As SSL connection errors are not reported as HTTP Response codes, the checker uses custom codes to report SSL problems

Set Fixed SSL

It seems that some WAF's block browsers polling for different TLS versions. They expect Chrome to use TLS v1.3 without bothering about the older versions.

This option enforces the checker to use the selected version only.

Most modern web servers should support TLS v1.3, so setting this option to this newest version should work fine for most.

The checker will encounter older servers where the SSL Connection fails (CURLE_SSL_CONNECT_ERROR (35)). In that case the checker will retry using TLS v1.2.

default: use TLS v1.2 or TLS v1.3
TLS 1.2: use TLS v1.2 and if that fails, fallback to default
TLS 1.3: use TLS v1.3 and if that fails, fallback to default.

CA Bundle

This is an advanced feature best left to default.

A certificate authority (CA) is a trusted entity that issues Secure Sockets Layer (SSL) certificates for websites. Like a kind of signature to ensure the web server's certificate is valid and issued to the owner of the domain.

If you are getting a lot of SSL Chain Errors your server might have an outdated certificate authority (CA) bundle. In that case you could try the Certificate Bundle shipped with Joomla (Bundled), try a search on the System or provide your own bundle.

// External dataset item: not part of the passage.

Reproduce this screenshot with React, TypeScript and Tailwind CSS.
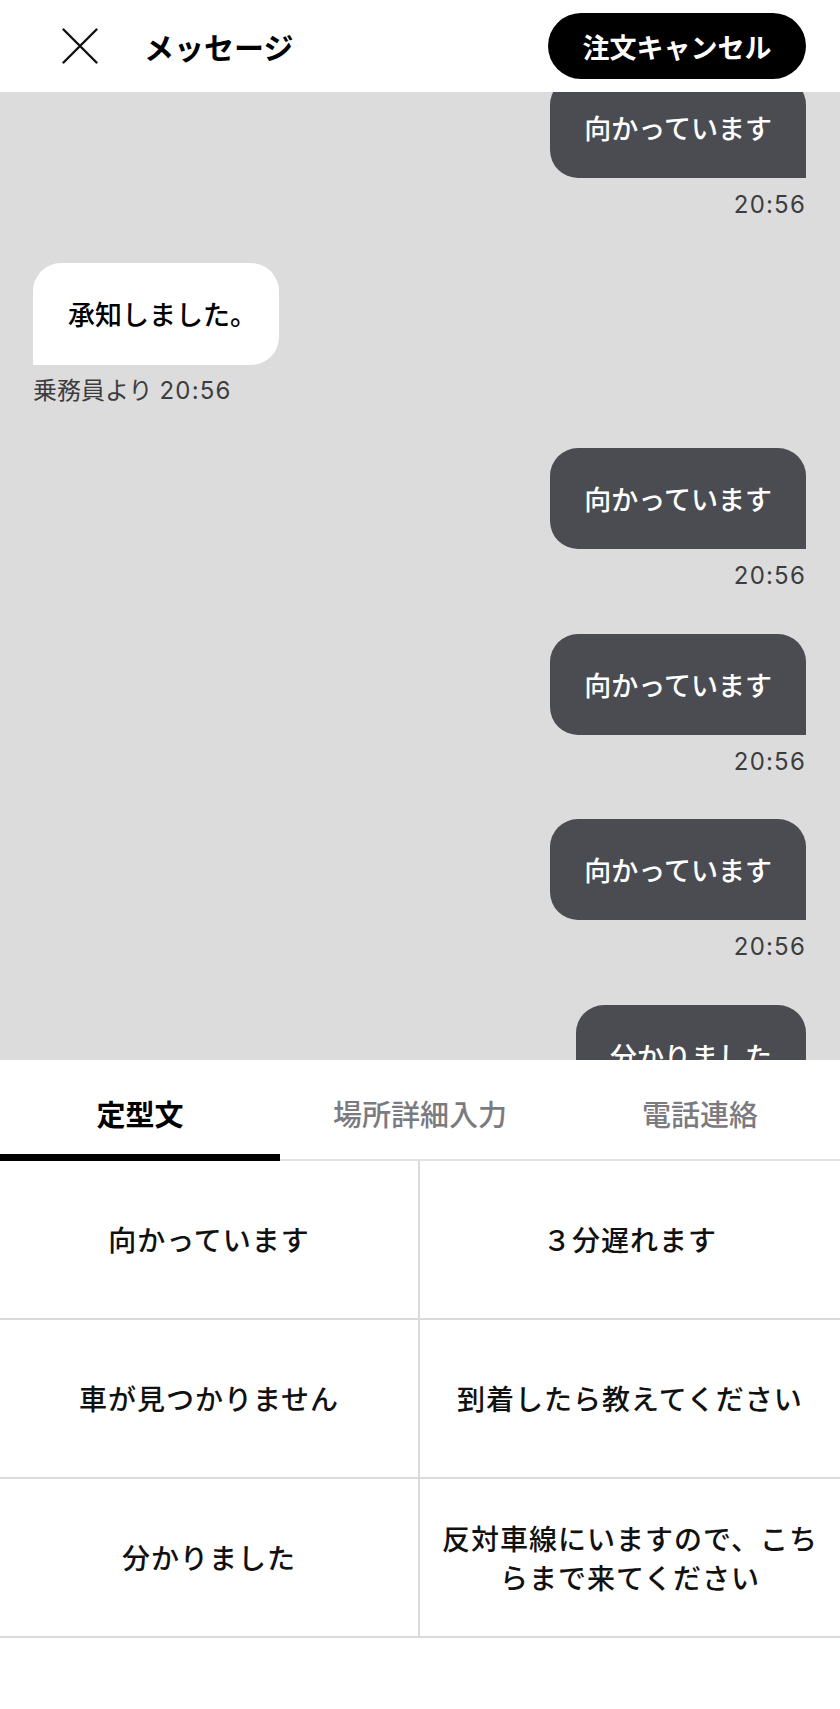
import React from "react";

type Msg = { side: "me" | "them"; text: string; meta: string; w?: string };

const messages: Msg[] = [
  { side: "me", text: "向かっています", meta: "20:56" },
  { side: "them", text: "承知しました。", meta: "乗務員より 20:56" },
  { side: "me", text: "向かっています", meta: "20:56" },
  { side: "me", text: "向かっています", meta: "20:56" },
  { side: "me", text: "向かっています", meta: "20:56" },
  { side: "me", text: "分かりました", meta: "20:56" },
];

const phrases: React.ReactNode[] = [
  "向かっています",
  "３分遅れます",
  "車が見つかりません",
  "到着したら教えてください",
  "分かりました",
  (
    <>
      反対車線にいますので、こち
      <br />
      らまで来てください
    </>
  ),
];

const tabs = ["定型文", "場所詳細入力", "電話連絡"];

function CloseIcon() {
  return (
    <svg width="36" height="36" viewBox="0 0 36 36" fill="none">
      <path d="M1.5 1.5 L34.5 34.5 M34.5 1.5 L1.5 34.5" stroke="#111" strokeWidth="2.4" strokeLinecap="round" />
    </svg>
  );
}

export default function App() {
  return (
    <div className="w-[840px] h-[1709px] bg-white overflow-hidden font-['Noto_Sans_CJK_JP',sans-serif] text-[#111]">
      {/* Header */}
      <header className="h-[92px] flex items-center pl-[62px] pr-[34px] bg-white relative z-10">
        <CloseIcon />
        <h1 className="ml-[46px] text-[30px] font-bold leading-none text-black">メッセージ</h1>
        <button className="ml-auto h-[66px] w-[258px] rounded-full bg-black text-white text-[27px] font-bold leading-none flex items-center justify-center">
          注文キャンセル
        </button>
      </header>

      {/* Chat */}
      <section className="h-[968px] bg-[#dcdcdc] overflow-hidden px-[34px]">
        <div className="mt-[-15px] flex flex-col gap-[42.5px]">
          {messages.map((m, i) =>
            m.side === "me" ? (
              <div key={i} className="flex flex-col items-end">
                <div className="h-[101px] px-[34px] bg-[#4a4c52] rounded-[28px] rounded-br-none flex items-center text-white text-[27px] font-medium leading-none">
                  {m.text}
                </div>
                <div className="mt-[12px] h-[30px] flex items-center text-[24px] tracking-[1.2px] text-[#3d3d40] font-['Inter','Noto_Sans_CJK_JP',sans-serif]">
                  {m.meta}
                </div>
              </div>
            ) : (
              <div key={i} className="flex flex-col items-start ml-[-1px]">
                <div className="h-[102px] pl-[35px] pr-[22px] bg-white rounded-[28px] rounded-bl-none flex items-center text-black text-[27px] font-medium leading-none">
                  {m.text}
                </div>
                <div className="mt-[11px] h-[30px] flex items-center text-[24px] text-[#3d3d40] font-['Inter','Noto_Sans_CJK_JP',sans-serif]">
                  <span>乗務員より</span>
                  <span className="ml-[7px] tracking-[1.2px]">20:56</span>
                </div>
              </div>
            )
          )}
        </div>
      </section>

      {/* Tabs */}
      <nav className="grid grid-cols-3 h-[101px] bg-white">
        {tabs.map((t, i) => (
          <div key={t} className="flex flex-col">
            <div
              className={
                "h-[94px] pt-[12px] flex items-center justify-center text-[29px] leading-none " +
                (i === 0 ? "font-bold text-black" : "font-medium text-[#7b7b7f]")
              }
            >
              {t}
            </div>
            <div className="h-[7px] flex flex-col justify-end">
              {i === 0 ? <div className="h-[7px] bg-black" /> : <div className="h-[2px] bg-[#e2e2e2]" />}
            </div>
          </div>
        ))}
      </nav>

      {/* Phrase grid */}
      <div className="grid grid-cols-2 bg-white">
        {phrases.map((p, i) => (
          <div
            key={i}
            className={
              "h-[159px] border-b-2 border-[#dadada] flex items-center justify-center text-center text-[28px] tracking-[1px] leading-[39px] font-medium text-[#111] " +
              (i % 2 === 0 ? "border-r-2" : "")
            }
          >
            <span>{p}</span>
          </div>
        ))}
      </div>
    </div>
  );
}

This option sets the CURL option CURLOPT_CAINFO, in addition CURL used the CURLOPT_CAPATH option to find certificates. So this option can be used to add missing intermediate certificates.

This option has no effect on CURL implementations based on Schannel library (windows).

Verbose

This enabled verbose logging (CURLOPT_VERBOSE).

This adds information about the SSL -handshake, request and response headers to the Log.

Effective after the link is checked with this option On.

Domain throttle

This limits the amount of request to your own or an external website.

Be friendly to your neighbors!

Links are only (rec)checked if the throttle time has expired. The HTTP and Scheduded Task action will skip the throttled domain and continue with other links, fetching new links from the database until Checks per HTTP batch is reached, or all links are considered.

The admin pseudo cron will simply skip the link. If this bothers, set the value for Pause between checks to a value larger than Internal/External Domain throttle and you will never hit a throttled domain.

For the CLI you can either skip a throttled domain or pause checking using the option Handle throttle with CLI/ If you opt to skip links, the actual number of checked links might be lower than the configured Checks per CLI batch.

Domains to ignore

This is a list of hosts that should never be checked.

For example, Facebook has a login restriction on a lot of pages.

You can either ignore these links completely or report them marked to ignore using the What to do with these domains option

Patterns to ignore

Pattern matching on the path of links (https://example.com/path/).

Intended to exclude internal links, but should work on all links.

As with the Domains above, you can control the reporting with What to do with the matches

Domains to ignore redirects

The field is intended for domain(s) that always redirect, for example:

Links to a URL shortener service
Affiliate links
Google services like drive and maps.

The redirects are followed to the final destination, so the checker should still report broken links (400+ Response codes) but will not show any redirects. That includes 'valid' redirects at the final destination.

Valid links will have a Redirect Ignored custom response code.

Mail Reports

Show sources

With this option enabled the report will include all items (articles, categories etc) where the link was found. Including the anchor and links to view and edit the item.

Frequency

The minimum interval between two reports.

Number of links

How many links should be reported. This is per 'what'

Show Only Changes

If set to yes the report will only be sent if there are new (broken) links.

If an existing link appears on a new location, a link is still considered old.

What to report

With the options: Broken, Warning, Redirect, Parked and New you can select what types of (broken) links you want to report.